Carillion’s full year results for 2013 were issued last week. I was not particularly impressed - revenues down 7% to £4.1bn (following a 13% decline the previous year from £5.1bn), profits and earnings down 33% reflecting a rescaling of the UK operations combined with a £43m charge for restructuring energy services.

The full year dividend was lifted by 1% to 17.5p (2012 17.25p) and follows a below-inflation increase of just 2% the previous year.

Clln’s share price has seen quite a surge in recent months - up from around 290p in December last year to currently 365p - a rise of over 25%.

Carillion Chairman, Philip Rogerson, commented

"In 2013, Carillion has continued to respond decisively to challenging market conditions, including completing the rescaling of its UK construction activities and the restructuring of its energy services business, which are now aligned in size to their respective markets, while continuing to develop and strengthen its positions in new and existing markets that offer good opportunities for growth.  Overall, we expect market conditions to remain challenging in 2014, but with a strong order book, good revenue visibility and substantial pipeline of contract opportunities the Group is now well positioned for the future."

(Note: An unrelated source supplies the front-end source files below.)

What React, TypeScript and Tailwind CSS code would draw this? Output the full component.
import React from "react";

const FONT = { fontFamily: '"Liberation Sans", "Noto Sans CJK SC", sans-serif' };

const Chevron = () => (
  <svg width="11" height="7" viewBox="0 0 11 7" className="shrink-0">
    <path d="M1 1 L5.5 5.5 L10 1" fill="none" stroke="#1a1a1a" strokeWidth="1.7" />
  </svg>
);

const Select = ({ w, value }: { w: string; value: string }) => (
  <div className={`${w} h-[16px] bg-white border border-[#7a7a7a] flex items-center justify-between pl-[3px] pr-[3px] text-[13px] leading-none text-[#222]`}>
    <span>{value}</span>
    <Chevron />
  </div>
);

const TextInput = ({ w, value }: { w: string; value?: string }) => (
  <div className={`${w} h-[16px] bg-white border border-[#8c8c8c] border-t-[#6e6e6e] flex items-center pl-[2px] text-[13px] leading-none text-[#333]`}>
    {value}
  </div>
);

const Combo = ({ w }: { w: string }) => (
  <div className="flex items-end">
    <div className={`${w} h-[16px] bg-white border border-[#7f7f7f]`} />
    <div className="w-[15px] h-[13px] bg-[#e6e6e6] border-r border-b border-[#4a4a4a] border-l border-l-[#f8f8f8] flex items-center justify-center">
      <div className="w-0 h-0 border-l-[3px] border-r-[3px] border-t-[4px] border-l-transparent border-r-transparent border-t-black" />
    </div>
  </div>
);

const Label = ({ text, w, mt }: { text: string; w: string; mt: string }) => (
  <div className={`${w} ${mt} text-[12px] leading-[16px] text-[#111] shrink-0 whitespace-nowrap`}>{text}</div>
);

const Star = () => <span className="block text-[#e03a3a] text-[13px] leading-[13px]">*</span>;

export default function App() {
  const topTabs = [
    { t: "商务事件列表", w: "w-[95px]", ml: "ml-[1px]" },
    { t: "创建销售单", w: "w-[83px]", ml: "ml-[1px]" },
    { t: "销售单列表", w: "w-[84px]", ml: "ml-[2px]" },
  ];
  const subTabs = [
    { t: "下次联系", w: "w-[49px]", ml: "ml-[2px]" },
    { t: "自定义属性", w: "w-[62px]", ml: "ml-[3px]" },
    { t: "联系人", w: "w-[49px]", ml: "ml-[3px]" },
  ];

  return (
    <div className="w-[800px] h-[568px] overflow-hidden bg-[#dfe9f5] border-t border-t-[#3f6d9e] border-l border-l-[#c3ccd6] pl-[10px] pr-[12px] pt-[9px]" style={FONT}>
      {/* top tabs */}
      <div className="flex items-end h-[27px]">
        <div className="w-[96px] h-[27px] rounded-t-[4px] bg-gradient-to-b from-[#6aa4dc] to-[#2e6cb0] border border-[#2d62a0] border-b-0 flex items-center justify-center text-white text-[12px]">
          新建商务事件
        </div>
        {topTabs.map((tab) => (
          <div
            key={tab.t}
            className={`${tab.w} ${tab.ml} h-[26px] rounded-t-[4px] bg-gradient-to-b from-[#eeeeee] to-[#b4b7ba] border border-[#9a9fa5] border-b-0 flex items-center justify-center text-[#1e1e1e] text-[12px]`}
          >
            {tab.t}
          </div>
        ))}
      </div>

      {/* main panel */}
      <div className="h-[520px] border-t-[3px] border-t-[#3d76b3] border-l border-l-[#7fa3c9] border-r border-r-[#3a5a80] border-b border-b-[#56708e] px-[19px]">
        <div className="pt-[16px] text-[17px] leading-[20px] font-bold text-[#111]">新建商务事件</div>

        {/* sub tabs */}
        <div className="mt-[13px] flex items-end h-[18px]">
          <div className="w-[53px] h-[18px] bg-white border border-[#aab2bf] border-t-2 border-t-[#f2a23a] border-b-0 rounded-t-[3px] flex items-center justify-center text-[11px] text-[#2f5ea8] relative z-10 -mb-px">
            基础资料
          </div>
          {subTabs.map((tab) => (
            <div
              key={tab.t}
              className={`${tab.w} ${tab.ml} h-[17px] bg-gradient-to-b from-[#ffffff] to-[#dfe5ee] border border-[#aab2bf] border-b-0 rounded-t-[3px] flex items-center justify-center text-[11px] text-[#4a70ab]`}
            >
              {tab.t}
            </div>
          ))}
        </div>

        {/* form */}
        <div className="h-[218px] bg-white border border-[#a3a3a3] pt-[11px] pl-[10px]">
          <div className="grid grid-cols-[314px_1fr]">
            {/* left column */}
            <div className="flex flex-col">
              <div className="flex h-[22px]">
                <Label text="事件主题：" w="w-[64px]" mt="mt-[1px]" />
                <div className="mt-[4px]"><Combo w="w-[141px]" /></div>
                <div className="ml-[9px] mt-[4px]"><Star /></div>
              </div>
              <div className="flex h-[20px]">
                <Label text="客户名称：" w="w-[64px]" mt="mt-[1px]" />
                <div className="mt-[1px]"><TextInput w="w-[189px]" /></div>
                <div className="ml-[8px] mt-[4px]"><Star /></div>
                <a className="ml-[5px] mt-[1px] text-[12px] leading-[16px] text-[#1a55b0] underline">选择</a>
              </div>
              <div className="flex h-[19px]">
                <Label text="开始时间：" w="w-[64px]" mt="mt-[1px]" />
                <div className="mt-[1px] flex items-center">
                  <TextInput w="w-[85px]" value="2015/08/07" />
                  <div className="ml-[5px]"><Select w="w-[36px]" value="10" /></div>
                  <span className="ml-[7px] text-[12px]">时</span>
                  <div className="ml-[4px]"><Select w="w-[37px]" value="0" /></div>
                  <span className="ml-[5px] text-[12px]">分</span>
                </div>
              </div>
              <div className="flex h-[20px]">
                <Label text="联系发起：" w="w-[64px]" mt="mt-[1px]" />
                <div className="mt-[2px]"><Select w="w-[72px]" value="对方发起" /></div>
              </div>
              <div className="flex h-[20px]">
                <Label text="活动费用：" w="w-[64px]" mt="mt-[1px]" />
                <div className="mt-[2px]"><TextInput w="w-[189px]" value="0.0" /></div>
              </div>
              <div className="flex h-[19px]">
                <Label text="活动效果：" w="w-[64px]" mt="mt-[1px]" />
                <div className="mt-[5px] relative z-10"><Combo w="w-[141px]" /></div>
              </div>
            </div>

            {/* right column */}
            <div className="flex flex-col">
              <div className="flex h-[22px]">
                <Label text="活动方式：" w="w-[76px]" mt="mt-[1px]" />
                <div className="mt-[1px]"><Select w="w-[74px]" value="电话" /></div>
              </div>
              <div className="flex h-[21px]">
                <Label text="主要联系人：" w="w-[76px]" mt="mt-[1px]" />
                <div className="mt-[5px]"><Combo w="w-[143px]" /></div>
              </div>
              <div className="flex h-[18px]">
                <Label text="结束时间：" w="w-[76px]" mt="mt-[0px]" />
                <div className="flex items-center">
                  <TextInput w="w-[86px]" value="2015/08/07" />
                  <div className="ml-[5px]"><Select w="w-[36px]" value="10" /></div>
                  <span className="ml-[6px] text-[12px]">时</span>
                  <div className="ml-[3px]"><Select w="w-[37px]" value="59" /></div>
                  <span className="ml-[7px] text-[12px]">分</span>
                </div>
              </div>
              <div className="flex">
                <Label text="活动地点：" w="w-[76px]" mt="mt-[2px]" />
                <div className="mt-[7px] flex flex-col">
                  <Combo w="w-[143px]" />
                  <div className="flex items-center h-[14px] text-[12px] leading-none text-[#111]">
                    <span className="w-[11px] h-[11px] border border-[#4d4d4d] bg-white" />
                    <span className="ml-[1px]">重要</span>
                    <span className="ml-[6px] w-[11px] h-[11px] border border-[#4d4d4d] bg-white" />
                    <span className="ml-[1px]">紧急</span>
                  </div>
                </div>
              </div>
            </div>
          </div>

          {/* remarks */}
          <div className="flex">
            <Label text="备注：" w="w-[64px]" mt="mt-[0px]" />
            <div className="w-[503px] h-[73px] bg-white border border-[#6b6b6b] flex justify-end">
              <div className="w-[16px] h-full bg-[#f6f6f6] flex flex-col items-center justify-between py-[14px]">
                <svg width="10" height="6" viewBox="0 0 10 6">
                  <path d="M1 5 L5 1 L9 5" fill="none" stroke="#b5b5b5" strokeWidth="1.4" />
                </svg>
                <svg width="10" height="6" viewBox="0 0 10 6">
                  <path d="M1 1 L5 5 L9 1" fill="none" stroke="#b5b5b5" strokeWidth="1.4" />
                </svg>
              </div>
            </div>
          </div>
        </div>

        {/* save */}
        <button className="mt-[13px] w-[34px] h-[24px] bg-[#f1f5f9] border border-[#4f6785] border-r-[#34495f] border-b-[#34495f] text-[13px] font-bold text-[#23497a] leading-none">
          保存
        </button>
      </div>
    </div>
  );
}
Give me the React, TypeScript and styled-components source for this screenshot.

My two main concerns at the half year point last July were outlined in my previous post ‘a rising debt of around £270m (£156m end 2012) and a significant pension deficit.’  Debt has fallen considerably to £215.2m but still a little on the high side for my liking taking into account declining earnings in recent years. The Company's pension deficit contributions have increased 30% - £9m to £39.2m.

Carillion was added to my income portfolio 2 years ago however I am not entirely convinced that this will become a long term hold for me and would be tempted to take profits and cash in should more solid opportunities appear - on a yellow card for the time being!